HackerRank ‘Bigger is Greater’ Solution

Short Problem Definition:

Given a word w, rearrange the letters of w to construct another word in such a way that is lexicographically greater than w. In case of multiple possible answers, find the lexicographically smallest one among them.

Link

Bigger is Greater

Complexity:

time complexity is O(N)

space complexity is O(N)

Execution:

This task challenges us to find the next permutation of any given array.
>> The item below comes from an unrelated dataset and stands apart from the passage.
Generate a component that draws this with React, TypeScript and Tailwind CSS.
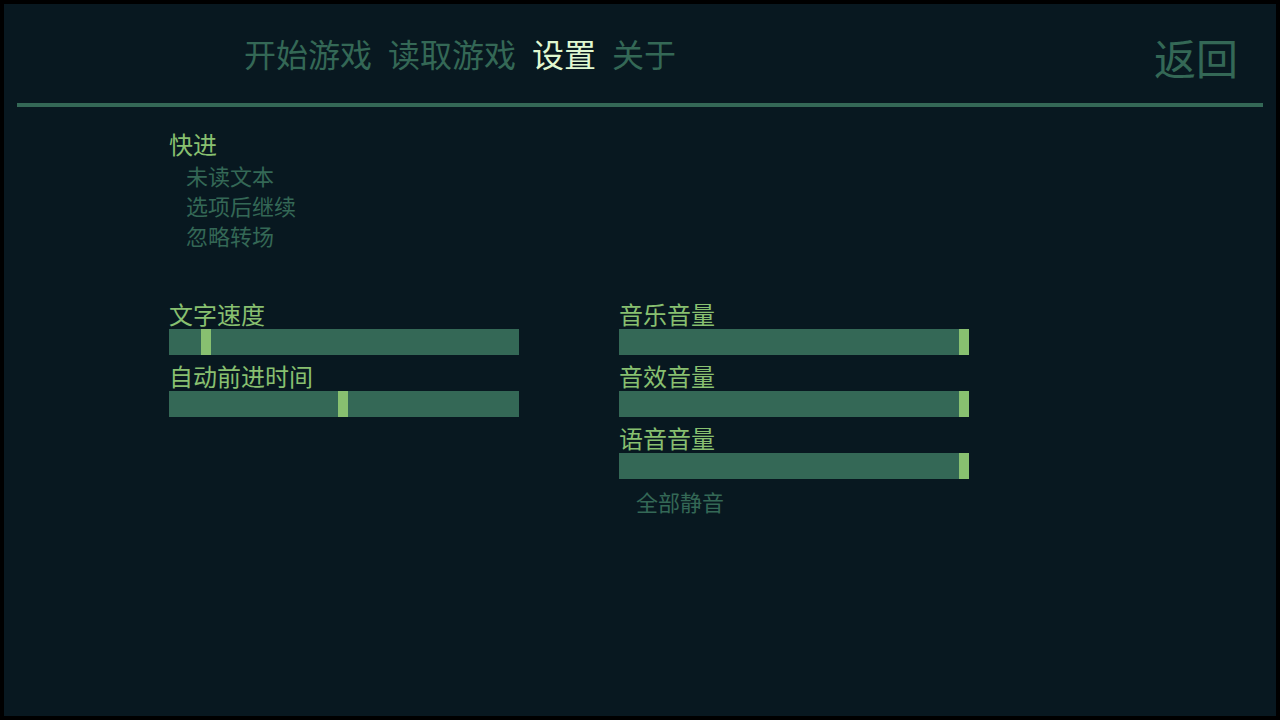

There are many implementations available online and it is worthwhile comparing them . I would recommend reading the article by Nayuki or re-implementing the std::next_permutation.

Solution:
def next_permutation(arr):
    # Find non-increasing suffix
    i = len(arr) - 1
    while i > 0 and arr[i - 1] >= arr[i]:
        i -= 1
    if i <= 0:
        return False
    
    # Find successor to pivot
    j = len(arr) - 1
    while arr[j] <= arr[i - 1]:
        j -= 1
    arr[i - 1], arr[j] = arr[j], arr[i - 1]
    
    # Reverse suffix
    arr[i : ] = arr[len(arr) - 1 : i - 1 : -1]
    return True 
        
def main():
    t = input()
    for _ in xrange(t):
        s = list(raw_input())
        if next_permutation(s):
            print "".join(s)
        else:
            print "no answer"
    
if __name__ == '__main__':
    main()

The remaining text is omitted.